# [Task description]
Exactly repeat the material, dropping only the pictures.

start Supplied data

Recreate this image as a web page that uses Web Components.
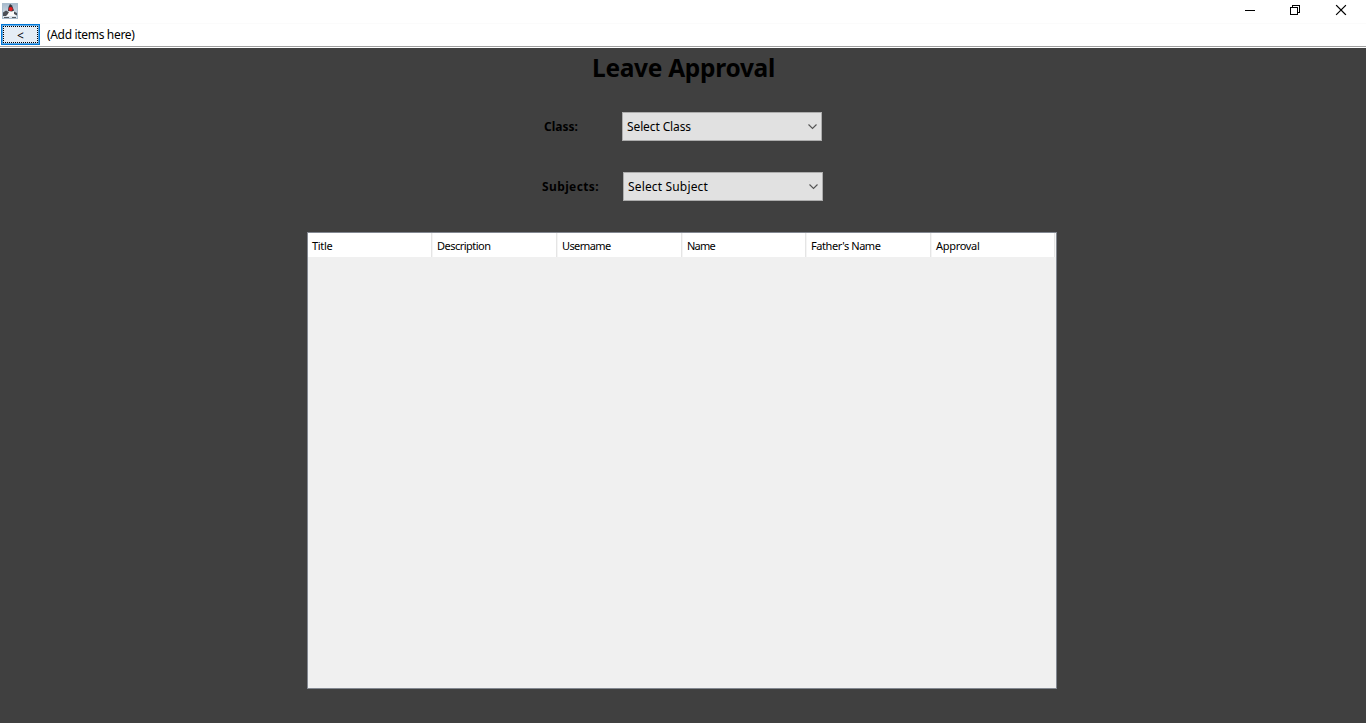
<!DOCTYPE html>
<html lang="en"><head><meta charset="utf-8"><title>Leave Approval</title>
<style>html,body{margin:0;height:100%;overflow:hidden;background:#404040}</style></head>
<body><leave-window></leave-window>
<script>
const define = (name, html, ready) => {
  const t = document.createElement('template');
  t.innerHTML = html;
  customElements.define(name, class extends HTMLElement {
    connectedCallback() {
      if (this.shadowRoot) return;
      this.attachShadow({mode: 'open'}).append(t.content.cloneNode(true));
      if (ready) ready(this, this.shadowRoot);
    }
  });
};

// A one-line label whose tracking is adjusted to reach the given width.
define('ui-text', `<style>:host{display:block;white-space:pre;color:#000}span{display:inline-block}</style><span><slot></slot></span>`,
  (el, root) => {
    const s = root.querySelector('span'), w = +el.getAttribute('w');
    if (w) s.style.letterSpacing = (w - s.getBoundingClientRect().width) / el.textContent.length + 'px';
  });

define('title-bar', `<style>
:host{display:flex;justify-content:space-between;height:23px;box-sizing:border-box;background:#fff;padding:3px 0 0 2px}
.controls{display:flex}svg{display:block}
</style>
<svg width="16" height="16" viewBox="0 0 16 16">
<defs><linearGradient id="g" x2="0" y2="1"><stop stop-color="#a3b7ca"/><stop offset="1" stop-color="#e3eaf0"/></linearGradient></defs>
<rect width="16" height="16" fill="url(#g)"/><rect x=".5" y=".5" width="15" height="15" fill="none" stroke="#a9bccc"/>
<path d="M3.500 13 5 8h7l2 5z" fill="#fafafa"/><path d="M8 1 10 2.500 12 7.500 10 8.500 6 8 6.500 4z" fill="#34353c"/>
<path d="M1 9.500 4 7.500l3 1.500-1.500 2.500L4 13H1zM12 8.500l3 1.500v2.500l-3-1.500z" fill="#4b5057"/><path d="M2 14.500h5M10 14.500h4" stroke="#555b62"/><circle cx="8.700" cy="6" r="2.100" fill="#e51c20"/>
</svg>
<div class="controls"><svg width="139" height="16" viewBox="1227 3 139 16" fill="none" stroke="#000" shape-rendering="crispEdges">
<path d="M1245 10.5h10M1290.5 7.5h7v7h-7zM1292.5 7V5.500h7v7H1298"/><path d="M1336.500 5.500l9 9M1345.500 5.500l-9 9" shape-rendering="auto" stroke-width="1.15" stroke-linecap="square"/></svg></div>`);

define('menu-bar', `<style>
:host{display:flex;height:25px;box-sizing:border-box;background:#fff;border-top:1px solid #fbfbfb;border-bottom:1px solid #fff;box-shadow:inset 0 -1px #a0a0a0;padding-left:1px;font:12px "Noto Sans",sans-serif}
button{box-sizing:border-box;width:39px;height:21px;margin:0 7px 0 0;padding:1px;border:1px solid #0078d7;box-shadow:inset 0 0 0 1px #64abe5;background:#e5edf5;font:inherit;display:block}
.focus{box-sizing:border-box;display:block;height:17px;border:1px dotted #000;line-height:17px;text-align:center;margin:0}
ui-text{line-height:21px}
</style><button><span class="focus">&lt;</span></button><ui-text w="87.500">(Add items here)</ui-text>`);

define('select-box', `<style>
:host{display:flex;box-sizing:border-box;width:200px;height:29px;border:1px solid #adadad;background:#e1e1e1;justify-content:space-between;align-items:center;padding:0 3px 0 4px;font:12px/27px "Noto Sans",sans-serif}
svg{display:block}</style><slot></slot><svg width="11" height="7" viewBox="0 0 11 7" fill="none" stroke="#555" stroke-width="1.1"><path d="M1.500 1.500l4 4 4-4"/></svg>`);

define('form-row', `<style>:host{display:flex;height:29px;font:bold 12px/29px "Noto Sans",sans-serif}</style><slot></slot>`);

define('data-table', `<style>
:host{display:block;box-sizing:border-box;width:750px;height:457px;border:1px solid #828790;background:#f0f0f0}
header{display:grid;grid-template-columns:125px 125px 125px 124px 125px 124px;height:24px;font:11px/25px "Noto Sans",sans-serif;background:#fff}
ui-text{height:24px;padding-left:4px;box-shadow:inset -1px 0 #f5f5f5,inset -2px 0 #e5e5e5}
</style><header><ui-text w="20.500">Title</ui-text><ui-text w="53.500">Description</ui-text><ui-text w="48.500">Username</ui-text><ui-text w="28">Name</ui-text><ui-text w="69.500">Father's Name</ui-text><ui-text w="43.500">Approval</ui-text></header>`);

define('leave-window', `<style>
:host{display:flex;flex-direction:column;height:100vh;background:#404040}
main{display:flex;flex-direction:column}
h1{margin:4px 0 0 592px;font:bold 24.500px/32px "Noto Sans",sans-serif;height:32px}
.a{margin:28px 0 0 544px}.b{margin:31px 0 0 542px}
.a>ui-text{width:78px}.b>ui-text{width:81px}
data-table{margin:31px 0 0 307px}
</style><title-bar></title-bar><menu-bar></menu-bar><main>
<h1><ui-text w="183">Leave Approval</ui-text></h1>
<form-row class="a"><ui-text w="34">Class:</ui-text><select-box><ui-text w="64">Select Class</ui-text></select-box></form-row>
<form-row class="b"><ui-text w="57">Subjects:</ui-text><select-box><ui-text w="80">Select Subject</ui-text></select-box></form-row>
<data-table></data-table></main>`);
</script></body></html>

end Supplied data

# [Exercise output]
Recreate this image as a web page that uses Web Components.
<!DOCTYPE html>
<html lang="en"><head><meta charset="utf-8"><title>Leave Approval</title>
<style>html,body{margin:0;height:100%;overflow:hidden;background:#404040}</style></head>
<body><leave-window></leave-window>
<script>
const define = (name, html, ready) => {
  const t = document.createElement('template');
  t.innerHTML = html;
  customElements.define(name, class extends HTMLElement {
    connectedCallback() {
      if (this.shadowRoot) return;
      this.attachShadow({mode: 'open'}).append(t.content.cloneNode(true));
      if (ready) ready(this, this.shadowRoot);
    }
  });
};

// A one-line label whose tracking is adjusted to reach the given width.
define('ui-text', `<style>:host{display:block;white-space:pre;color:#000}span{display:inline-block}</style><span><slot></slot></span>`,
  (el, root) => {
    const s = root.querySelector('span'), w = +el.getAttribute('w');
    if (w) s.style.letterSpacing = (w - s.getBoundingClientRect().width) / el.textContent.length + 'px';
  });

define('title-bar', `<style>
:host{display:flex;justify-content:space-between;height:23px;box-sizing:border-box;background:#fff;padding:3px 0 0 2px}
.controls{display:flex}svg{display:block}
</style>
<svg width="16" height="16" viewBox="0 0 16 16">
<defs><linearGradient id="g" x2="0" y2="1"><stop stop-color="#a3b7ca"/><stop offset="1" stop-color="#e3eaf0"/></linearGradient></defs>
<rect width="16" height="16" fill="url(#g)"/><rect x=".5" y=".5" width="15" height="15" fill="none" stroke="#a9bccc"/>
<path d="M3.500 13 5 8h7l2 5z" fill="#fafafa"/><path d="M8 1 10 2.500 12 7.500 10 8.500 6 8 6.500 4z" fill="#34353c"/>
<path d="M1 9.500 4 7.500l3 1.500-1.500 2.500L4 13H1zM12 8.500l3 1.500v2.500l-3-1.500z" fill="#4b5057"/><path d="M2 14.500h5M10 14.500h4" stroke="#555b62"/><circle cx="8.700" cy="6" r="2.100" fill="#e51c20"/>
</svg>
<div class="controls"><svg width="139" height="16" viewBox="1227 3 139 16" fill="none" stroke="#000" shape-rendering="crispEdges">
<path d="M1245 10.5h10M1290.5 7.5h7v7h-7zM1292.5 7V5.500h7v7H1298"/><path d="M1336.500 5.500l9 9M1345.500 5.500l-9 9" shape-rendering="auto" stroke-width="1.15" stroke-linecap="square"/></svg></div>`);

define('menu-bar', `<style>
:host{display:flex;height:25px;box-sizing:border-box;background:#fff;border-top:1px solid #fbfbfb;border-bottom:1px solid #fff;box-shadow:inset 0 -1px #a0a0a0;padding-left:1px;font:12px "Noto Sans",sans-serif}
button{box-sizing:border-box;width:39px;height:21px;margin:0 7px 0 0;padding:1px;border:1px solid #0078d7;box-shadow:inset 0 0 0 1px #64abe5;background:#e5edf5;font:inherit;display:block}
.focus{box-sizing:border-box;display:block;height:17px;border:1px dotted #000;line-height:17px;text-align:center;margin:0}
ui-text{line-height:21px}
</style><button><span class="focus">&lt;</span></button><ui-text w="87.500">(Add items here)</ui-text>`);

define('select-box', `<style>
:host{display:flex;box-sizing:border-box;width:200px;height:29px;border:1px solid #adadad;background:#e1e1e1;justify-content:space-between;align-items:center;padding:0 3px 0 4px;font:12px/27px "Noto Sans",sans-serif}
svg{display:block}</style><slot></slot><svg width="11" height="7" viewBox="0 0 11 7" fill="none" stroke="#555" stroke-width="1.1"><path d="M1.500 1.500l4 4 4-4"/></svg>`);

define('form-row', `<style>:host{display:flex;height:29px;font:bold 12px/29px "Noto Sans",sans-serif}</style><slot></slot>`);

define('data-table', `<style>
:host{display:block;box-sizing:border-box;width:750px;height:457px;border:1px solid #828790;background:#f0f0f0}
header{display:grid;grid-template-columns:125px 125px 125px 124px 125px 124px;height:24px;font:11px/25px "Noto Sans",sans-serif;background:#fff}
ui-text{height:24px;padding-left:4px;box-shadow:inset -1px 0 #f5f5f5,inset -2px 0 #e5e5e5}
</style><header><ui-text w="20.500">Title</ui-text><ui-text w="53.500">Description</ui-text><ui-text w="48.500">Username</ui-text><ui-text w="28">Name</ui-text><ui-text w="69.500">Father's Name</ui-text><ui-text w="43.500">Approval</ui-text></header>`);

define('leave-window', `<style>
:host{display:flex;flex-direction:column;height:100vh;background:#404040}
main{display:flex;flex-direction:column}
h1{margin:4px 0 0 592px;font:bold 24.500px/32px "Noto Sans",sans-serif;height:32px}
.a{margin:28px 0 0 544px}.b{margin:31px 0 0 542px}
.a>ui-text{width:78px}.b>ui-text{width:81px}
data-table{margin:31px 0 0 307px}
</style><title-bar></title-bar><menu-bar></menu-bar><main>
<h1><ui-text w="183">Leave Approval</ui-text></h1>
<form-row class="a"><ui-text w="34">Class:</ui-text><select-box><ui-text w="64">Select Class</ui-text></select-box></form-row>
<form-row class="b"><ui-text w="57">Subjects:</ui-text><select-box><ui-text w="80">Select Subject</ui-text></select-box></form-row>
<data-table></data-table></main>`);
</script></body></html>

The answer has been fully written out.